We reaffirmed the holdings in Voorhees and SL Industries in Garitta:
As a general rule, then, policy exclusions of the type at issue here represent enforceable limitations to an insurance contract when free of ambiguity. Courts *350ordinarily should refrain from summary judgment in respect of whether an insured intended or expected to cause the actual injury to a third party unless the record undisputedly demonstrates that such injury was an inherently probable consequence of the insured’s conduct. In that latter circumstance, a trial may not be necessary to determine the applicability of the exclusion, provided that there has been a sufficient demonstration of the insured’s subjective intent to cause some degree of injury. When the insured’s conduct is particularly reprehensible, courts may presume an intent to injure without inquiring into the actor’s actual intent.
[Garitta, supra, 170 N.J. at 234-35, 785 A.2d 913.]
Applying those principles, we are satisfied, as were the trial judge and the Appellate Division, that what occurred in this case was an “accident” within the meaning of the Cumberland policy. The uncontroverted evidence given by Murphy, Elder and Kovalchek provides no basis for the conclusion that they subjectively intended or expected to injure anyone. Neither, in light of the weather, the distance of the boys from the road and the few shots that hit their target, can we say that Mrs. Santiago’s injury was an inherently probable consequence of Murphy’s conduct. Nor do we agree with Cumberland that the heedless conduct of that fourteen-year-old boy was in any way equivalent to the acts we have previously characterized as “particularly reprehensible,” so as to give rise to a presumption of an intent to injure Mrs. Santiago.

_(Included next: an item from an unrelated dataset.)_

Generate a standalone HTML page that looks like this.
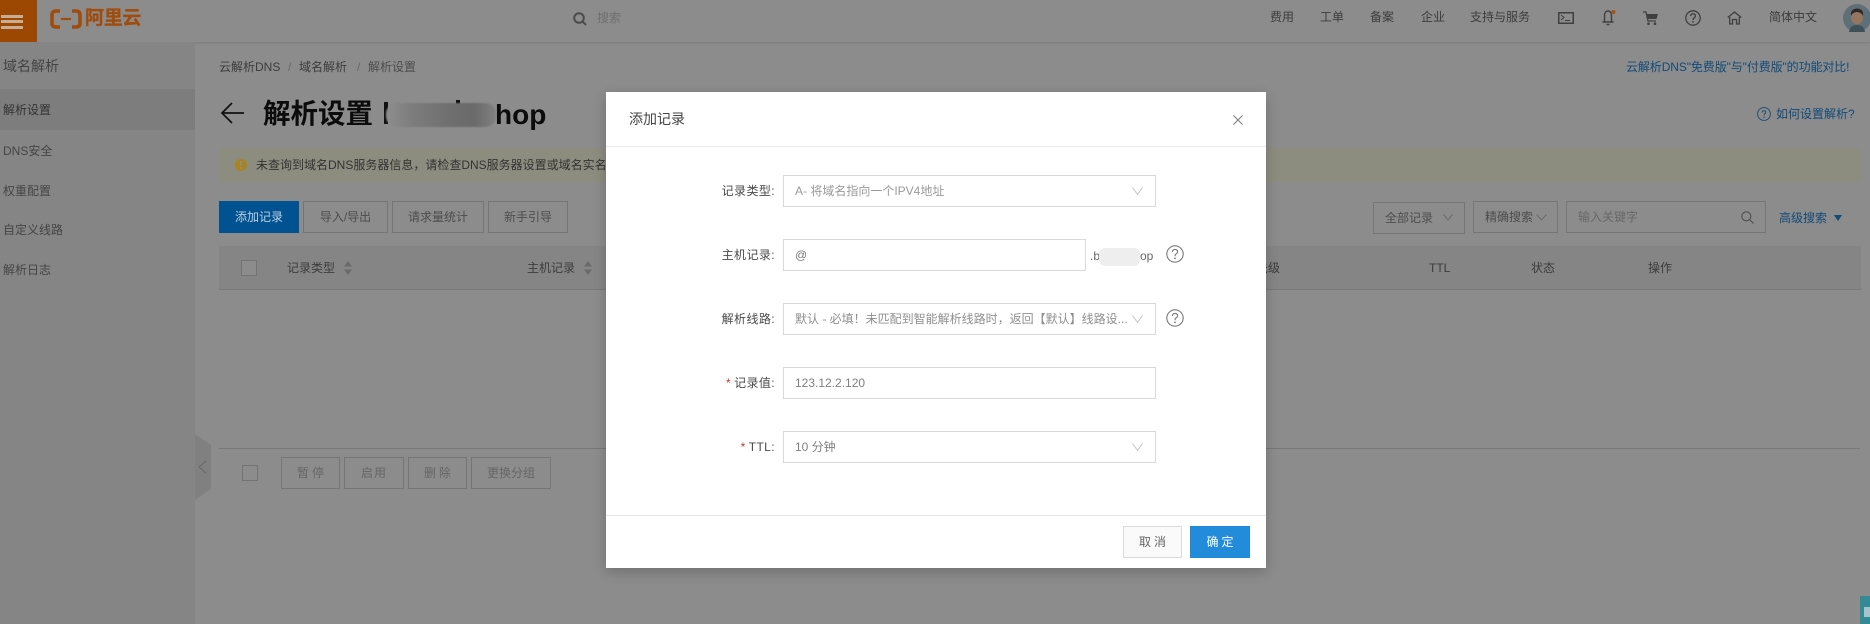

We likewise question our dissenting colleagues’ postulate that the “willful harm” and “knowing endangerment” exclusion was meant to eliminate from consideration the notions of “expected or intended” injury and the jurisprudence surrounding them. Indeed we think it would be fair to say that “expected” is an analogue of “knowing endangerment,” and “intended” of “willful harm.”
But even if our colleagues are correct in their determination that the willful harm and knowing endangerment exclusion was fashioned to eliminate our prior “expected or intended” jurisprudence, the result would be the same. The insurer, as the drafter of an insurance policy, is responsible for its language. Where that language is ambiguous, its object is determined not by what the insurer intended it to mean, but by what a reasonable person in the position of the insured would have understood it to mean at *351the time the contract was entered into. 2 Couch on Insurance 3d § 21.14. An insured’s reasonable expectation of coverage depends, in turn, on the plain meaning of the policy language. Ibid. “[W]hen the terms of an insurance contract are clear, it is the function of a court to enforce it as written and not to make a better contract for either of the parties.” Kampf v. Franklin Life Ins. Co., 33 N.J. 36, 43, 161 A.2d 717 (1960).
However, when a policy is unclear ambiguities ordinarily are resolved in favor of the insured. We have observed that where the policy language of an insurance policy supports two meanings, one favorable to the insurer and the other to the insured, the interpretation favoring coverage should be applied.
[Progressive Cos. Ins. Co. v. Hurley, 166 N.J. 260, 273-74, 765 A.2d 195 (2001) (internal citations and quotations omitted).]
With that teaching in mind, we have reviewed the language of the exclusion in Section 11(D)(4) and have concluded that it is impossible to divine its boundaries insofar as it simultaneously does not require an injury to be “expected or intended,” but does require it to flow out of “willful harm” or “knowing endangerment.” Those terms, which are undefined in the policy, elsewhere have been recognized as imprecise. Cumberland Mutual Fire Insurance v. Beeby, 327 N.J.Super. 394, 402-03, 743 A.2d 853 (App.Div.2000). Indeed, our dissenting colleagues concede that the words are subject to numerous interpretations. To us, that leaves open the issue of whether the improbable consequences of Murphy’s childish conduct fall within the exclusion. At the very least, a reasonable insured, who read the policy, might have expected that they would not. Thus, under our well-established principles of insurance policy interpretation, the policy must be interpreted in favor of coverage. Lundy v. Aetna Cas. and Sur. Co., 92 N.J. 550, 559, 458 A.2d 106 (1983).
IV.
We are likewise unpersuaded by Cumberland’s reliance on the penal law exclusion in the policy. Our Legislature, aided by our case law, has created vastly different systems to address adult and juvenile crime, in recognition of the fundamental differences in *352culpability as between a child and an adult. Because of that recognition and because the exclusion at issue here does not define a violation of the penal law, it can arguably be read as referencing only an adult’s violation of a criminal statute, and not conduct by a juvenile that, if committed by an adult, would constitute a crime. Even if debatable, the penal law exclusion is ambiguous and must be interpreted in favor of coverage. Progressive, supra, 166 N.J. at 273-74, 765 A.2d 195.
V.
We would affirm the judgment of the Appellate Division.
Chief Justice PORITZ and Justice ZAZZALI join in the opinion.